The distinguished panel will examine major cultural forces – immigration, isolationism, xenophobia, racism and antisemitism – that influenced Americans’ responses to Nazism in the 1930s and ‘40s while illuminating the complex and painful reality of widespread ambivalence toward victims of the Holocaust. Special welcome remarks provided by UCI Chancellor Howard Gillman.

 

Professor emeritus of history, Weinberg College of Arts and Sciences, Northwestern University

 

Peter Hayes specializes in the histories of Nazi Germany, the Holocaust and in the conduct of the nation’s largest corporations during the Third Reich.

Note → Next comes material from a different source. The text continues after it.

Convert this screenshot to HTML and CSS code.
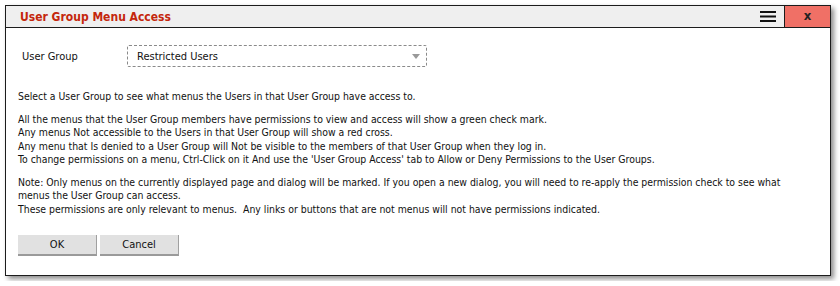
FILE: index.html
```html
<!DOCTYPE html>
<html lang="en">
<head>
  <meta charset="UTF-8" />
  <title>User Group Menu Access</title>
  <link rel="stylesheet" href="styles.css">
</head>
<body>
  <div class="dialog">
    <div class="titlebar">
      <span class="title">User Group Menu Access</span>
      <span class="menu-btn">
        <svg width="16" height="11" viewBox="0 0 16 11"><rect x="0" y="0" width="16" height="2" fill="#111"/><rect x="0" y="4.5" width="16" height="2" fill="#111"/><rect x="0" y="9" width="16" height="2" fill="#111"/></svg>
      </span>
      <span class="close-btn">x</span>
    </div>

    <div class="content">
      <div class="field">
        <label class="field-label">User Group</label>
        <div class="select">
          <span>Restricted Users</span>
          <span class="arrow"></span>
        </div>
      </div>

      <p>Select a User Group to see what menus the Users in that User Group have access to.</p>

      <p>All the menus that the User Group members have permissions to view and access will show a green check mark.<br>
      Any menus Not accessible to the Users in that User Group will show a red cross.<br>
      Any menu that Is denied to a User Group will Not be visible to the members of that User Group when they log in.<br>
      To change permissions on a menu, Ctrl-Click on it And use the 'User Group Access' tab to Allow or Deny Permissions to the User Groups.</p>

      <p>Note: Only menus on the currently displayed page and dialog will be marked. If you open a new dialog, you will need to re-apply the permission check to see what menus the User Group can access.<br>
      These permissions are only relevant to menus.&nbsp; Any links or buttons that are not menus will not have permissions indicated.</p>

      <div class="buttons">
        <button type="button">OK</button>
        <button type="button">Cancel</button>
      </div>
    </div>
  </div>
</body>
</html>
```

FILE: styles.css
```css
body {
  margin: 0;
  padding: 5px;
  background: #fff;
  font-family: "DejaVu Sans Condensed", "DejaVu Sans", sans-serif;
  font-size: 10.4px;
  color: #111;
}

.dialog {
  width: 824px;
  height: 269px;
  border: 1px solid #1c1c1c;
  background: #fff;
  box-shadow: 3px 3px 5px rgba(0, 0, 0, 0.45);
}

.titlebar {
  display: flex;
  align-items: stretch;
  height: 21px;
  background: #efefef;
  border-bottom: 1px solid #1c1c1c;
}

.title {
  flex: 1;
  padding-left: 14px;
  line-height: 22px;
  font-size: 12px;
  font-weight: bold;
  color: #c4260c;
}

.menu-btn {
  width: 32px;
  padding-right: 8px;
  display: flex;
  align-items: center;
  justify-content: flex-end;
  border-right: 1px solid #1c1c1c;
}

.close-btn {
  width: 45px;
  background: #f07066;
  color: #222;
  font-weight: bold;
  font-size: 13px;
  text-align: center;
  line-height: 19px;
}

.content {
  padding: 17px 28px 0 12px;
}

.field {
  display: flex;
  align-items: center;
  margin-bottom: 23px;
}

.field-label {
  width: 105px;
  padding-left: 4px;
  font-size: 11px;
}

.select {
  width: 283px;
  height: 20px;
  padding: 0 6px 0 9px;
  border: 1px dashed #8a8a8a;
  border-radius: 2px;
  display: flex;
  align-items: center;
  justify-content: space-between;
  font-size: 11px;
}

.arrow {
  width: 0;
  height: 0;
  border-left: 4px solid transparent;
  border-right: 4px solid transparent;
  border-top: 5px solid #999;
}

p {
  margin: 0 0 9px 0;
  line-height: 13.5px;
}

.buttons {
  display: flex;
  gap: 3px;
  margin-top: 19px;
}

button {
  width: 79px;
  height: 21px;
  font-family: inherit;
  font-size: 11px;
  color: #111;
  background: #e1e1e1;
  border: none;
  border-right: 1px solid #a0a0a0;
  border-bottom: 2px solid #9a9a9a;
  padding: 0;
}
```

He taught at Northwestern for thirty-six years and earned his Ph.D. at Yale University.

 

Edna Friedberg, JTS Fellow and historian United States Holocaust Memorial Museum

 

Edna Friedberg is a historian and senior program curator at the USHMM and the host of the museum's popular Facebook Live series. Her essays connecting Holocaust history with social, cultural and political trends have appeared in publications including The Atlantic, The Washington Post, The Chicago Tribune, and The Forward.

 

Jeffrey Kopstein, Professor of political science, University of California, Irvine

 

Jeffrey Kopstein’s research focuses on interethnic violence, voting patterns of minority groups and anti-liberal tendencies in civil society, paying special attention to cases within European and Russian Jewish history. He is the co-author of Intimate Violence: Anti-Jewish Pogroms on the Eve of the Holocaust.